[What is needed]: Draw out every line with the word "that" from the listing below.

[Lines of data]:

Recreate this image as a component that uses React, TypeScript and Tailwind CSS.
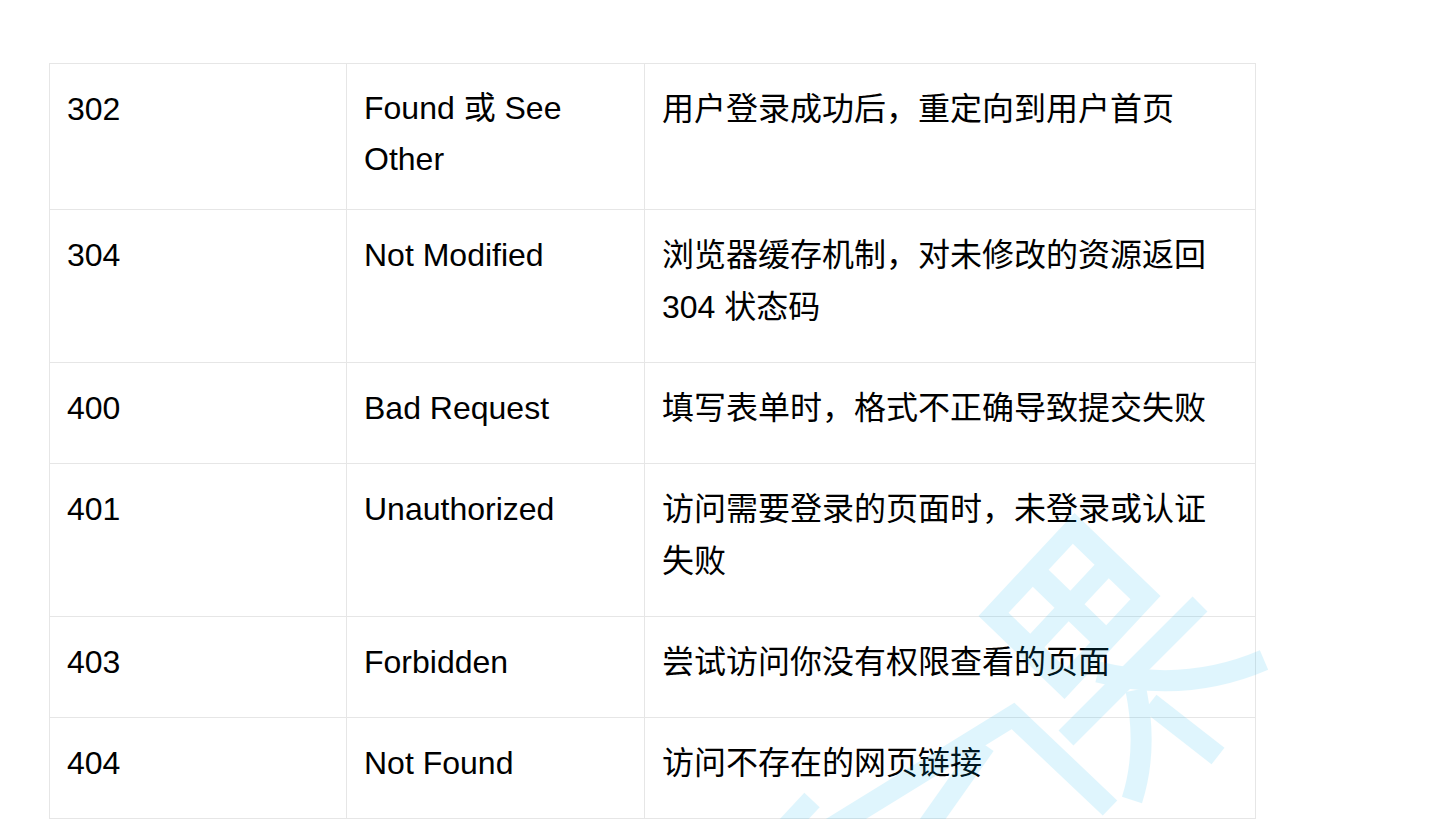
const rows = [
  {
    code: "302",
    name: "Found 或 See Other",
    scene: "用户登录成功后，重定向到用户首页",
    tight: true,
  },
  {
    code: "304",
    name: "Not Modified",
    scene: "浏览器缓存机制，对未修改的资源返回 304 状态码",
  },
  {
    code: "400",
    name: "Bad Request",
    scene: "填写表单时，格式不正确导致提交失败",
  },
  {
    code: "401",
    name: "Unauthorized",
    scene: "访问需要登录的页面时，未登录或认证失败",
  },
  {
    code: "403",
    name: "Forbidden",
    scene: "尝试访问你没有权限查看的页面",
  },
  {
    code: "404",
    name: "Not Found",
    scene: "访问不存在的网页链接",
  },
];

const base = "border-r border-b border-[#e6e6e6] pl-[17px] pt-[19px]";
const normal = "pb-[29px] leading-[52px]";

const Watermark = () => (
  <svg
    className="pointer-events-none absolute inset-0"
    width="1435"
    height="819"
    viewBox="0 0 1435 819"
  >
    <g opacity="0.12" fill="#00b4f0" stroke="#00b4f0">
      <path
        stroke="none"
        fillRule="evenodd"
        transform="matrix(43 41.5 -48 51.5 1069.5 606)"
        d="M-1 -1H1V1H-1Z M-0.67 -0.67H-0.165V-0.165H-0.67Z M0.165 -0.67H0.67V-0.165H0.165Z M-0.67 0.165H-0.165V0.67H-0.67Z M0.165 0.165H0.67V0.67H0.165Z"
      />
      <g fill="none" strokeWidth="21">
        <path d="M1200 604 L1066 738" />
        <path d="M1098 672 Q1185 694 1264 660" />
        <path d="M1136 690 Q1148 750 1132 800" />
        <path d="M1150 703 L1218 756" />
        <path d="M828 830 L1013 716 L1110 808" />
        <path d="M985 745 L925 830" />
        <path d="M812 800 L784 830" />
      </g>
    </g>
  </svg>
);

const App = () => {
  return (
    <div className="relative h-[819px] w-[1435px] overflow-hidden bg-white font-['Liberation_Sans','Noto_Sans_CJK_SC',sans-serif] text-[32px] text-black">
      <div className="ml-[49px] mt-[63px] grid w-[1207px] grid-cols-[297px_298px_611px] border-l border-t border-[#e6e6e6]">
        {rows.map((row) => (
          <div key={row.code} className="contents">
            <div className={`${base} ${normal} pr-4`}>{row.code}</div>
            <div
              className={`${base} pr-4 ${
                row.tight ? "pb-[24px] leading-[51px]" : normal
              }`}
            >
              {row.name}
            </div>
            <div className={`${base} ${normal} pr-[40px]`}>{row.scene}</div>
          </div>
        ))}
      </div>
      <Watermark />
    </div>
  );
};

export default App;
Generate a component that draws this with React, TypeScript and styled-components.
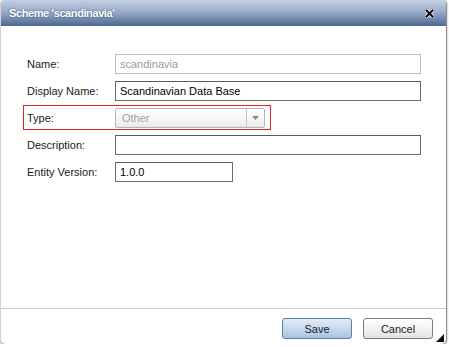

[Written reply]:
Recreate this image as a component that uses React, TypeScript and Tailwind CSS.
Generate a component that draws this with React, TypeScript and styled-components.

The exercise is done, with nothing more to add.